It was a fundamental truth that most Americans were too overcome with anger to anticipate. The unnecessary American war against Iraq in March 2003 only accomplished one unintended goal, making Iran a much more powerful nation than it was. The Iraq war failed to free the Iraqi people and it had nothing to do with the al-Qaeda terrorist attacks on Sept. 12, 2001. Now, we’re stuck with the consequences
By Ray Hanania
No one wanted to listen to reason on Sept. 12, 2001, the day after 19 hijackers claiming to be representatives of the Islamic religion, crashed four hijacked commercial planes, three into the World Trade Centers’ Twin Towers and the Pentagon.
Americans wanted revenge, and most wanted safety. But President Bush, led by extremist Vice President Dick Cheney and incompetent warmonger Donald Rumsfeld decided to make their personal agenda the agenda of the American people by using the terrorism as an excuse to eliminate their old adversary, Iraq’s dictator Saddam Hussein.
On March 19, 2003, the United States, without provocation and on the basis of a politically manipulated United Nations resolution and the backing of politically whipped up members of the incompetent U.S. Congress, invaded Iraq, a country that had for many years been a funded and armed American ally.
When the terrorists committed suicide in their attack on Sept. 11, 2001, they left Americans feeling they had been denied justice. We NEEDED to kill someone. Instead of focussing on the rise of radicalized fanaticism that had embraced a corrupted form of Islam, Bush, Cheney and Rumsfeld focused on Iraq.
And today, 12 years later, we are faced with a heated debate about how to deal with the one consequence of the Iraq war that Bush, Cheney and Rumsfeld have refused to address, the empowerment of radical Iran.

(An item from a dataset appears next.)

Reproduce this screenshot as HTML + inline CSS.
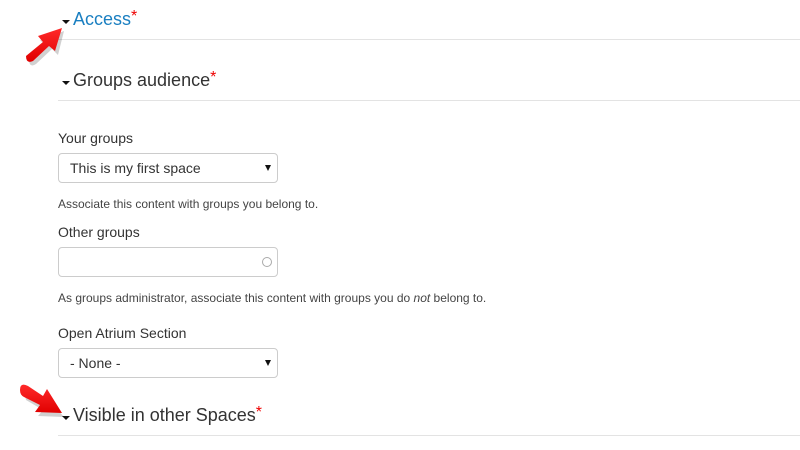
<!DOCTYPE html>
<html><head><meta charset="utf-8"><style>
body{margin:0;width:800px;height:450px;background:#fff;font-family:"Liberation Sans",Arial,sans-serif;color:#333;position:relative;overflow:hidden}
.a{position:absolute;white-space:nowrap}
.h{font-size:18px;line-height:20px}
.h .c{display:inline-block;width:0;height:0;border-left:4px solid transparent;border-right:4px solid transparent;border-top:4px solid #111;margin-right:3px;vertical-align:middle;position:relative;top:2px}
.st{color:#e00;font-size:16px;vertical-align:top;position:relative;top:-2px}
.ln{position:absolute;left:58px;right:0;height:1px;background:#e3e3e3}
.lb{font-size:14px}
.sel{position:absolute;left:58px;width:218px;height:28px;border:1px solid #ccc;border-radius:4px;font-size:14px;line-height:28px;box-sizing:content-box}
.sel span{position:absolute;left:11px}
.sel i{position:absolute;right:6px;top:11px;width:0;height:0;border-left:3px solid transparent;border-right:3px solid transparent;border-top:6px solid #111}
.d{font-size:12px;color:#444}
</style></head><body>
<div class="a h" style="left:62px;top:9px;color:#1a7fc1"><span class="c"></span>Access<span class="st">*</span></div>
<div class="ln" style="top:39px"></div>
<div class="a h" style="left:62px;top:70px"><span class="c"></span>Groups audience<span class="st">*</span></div>
<div class="ln" style="top:100px"></div>
<div class="a lb" style="left:58px;top:130px">Your groups</div>
<div class="sel" style="top:153px"><span>This is my first space</span><i></i></div>
<div class="a d" style="left:58px;top:197px">Associate this content with groups you belong to.</div>
<div class="a lb" style="left:58px;top:224px">Other groups</div>
<div class="sel" style="top:247px"><b style="position:absolute;right:5px;top:9px;width:8px;height:8px;border:1px solid #aaa;border-radius:50%"></b></div>
<div class="a d" style="left:58px;top:291px">As groups administrator, associate this content with groups you do <i>not</i> belong to.</div>
<div class="a lb" style="left:58px;top:325px">Open Atrium Section</div>
<div class="sel" style="top:348px"><span>- None -</span><i></i></div>
<div class="a h" style="left:62px;top:405px"><span class="c"></span>Visible in other Spaces<span class="st">*</span></div>
<div class="ln" style="top:435px"></div>
<svg class="a" style="left:0;top:0" width="80" height="450" viewBox="0 0 80 450">
<defs><linearGradient id="g" x1="0" y1="0" x2="0" y2="1"><stop offset="0" stop-color="#ff2a2a"/><stop offset="1" stop-color="#e00000"/></linearGradient></defs>
<g fill="#000" opacity="0.18"><path d="M29 61 L46 46 L40 40 L64 31 L58 55 L52 49 L36 64 Q30 68 29 61Z"/>
<path d="M24 392 L42 404 L46 396 L64 417 L38 416 L43 410 L26 400Z"/></g>
<g fill="url(#g)">
<path d="M26 56 L43 42 L38 36 L62 28 L55 51 L49 46 L33 61 Q26 64 26 56Z"/>
<path d="M20 390 Q20 382 28 386 L43 396 L47 389 L62 413 L35 412 L40 405 L24 397 Q20 395 20 390Z"/>
</g>
</svg>
</body></html>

In a speech defending the nuclear agreement with Iran, Obama laid out the case for how the war on Iraq undermined peace, failed to achieve security for Americans and strengthened Iran.
“Those calling for war labeled themselves strong and decisive while dismissing those who disagreed as weak, even appeasers of a malevolent adversary,” Obama said during a speech today, Wednesday, August 5, 2015.
“More than a decade later, we still live with the consequences of the decision to invade Iraq. Our troops achieved every mission they were given, but thousands of lives were lost, tens of thousands wounded. That doesn’t count the lives lost among Iraqis. Nearly a trillion dollars was spent.”
Obama spelled out the challenges Iraq faces and the rise of extremism. Iraq did not undermine al-Qaeda, it helped create more extremist terrorist groups.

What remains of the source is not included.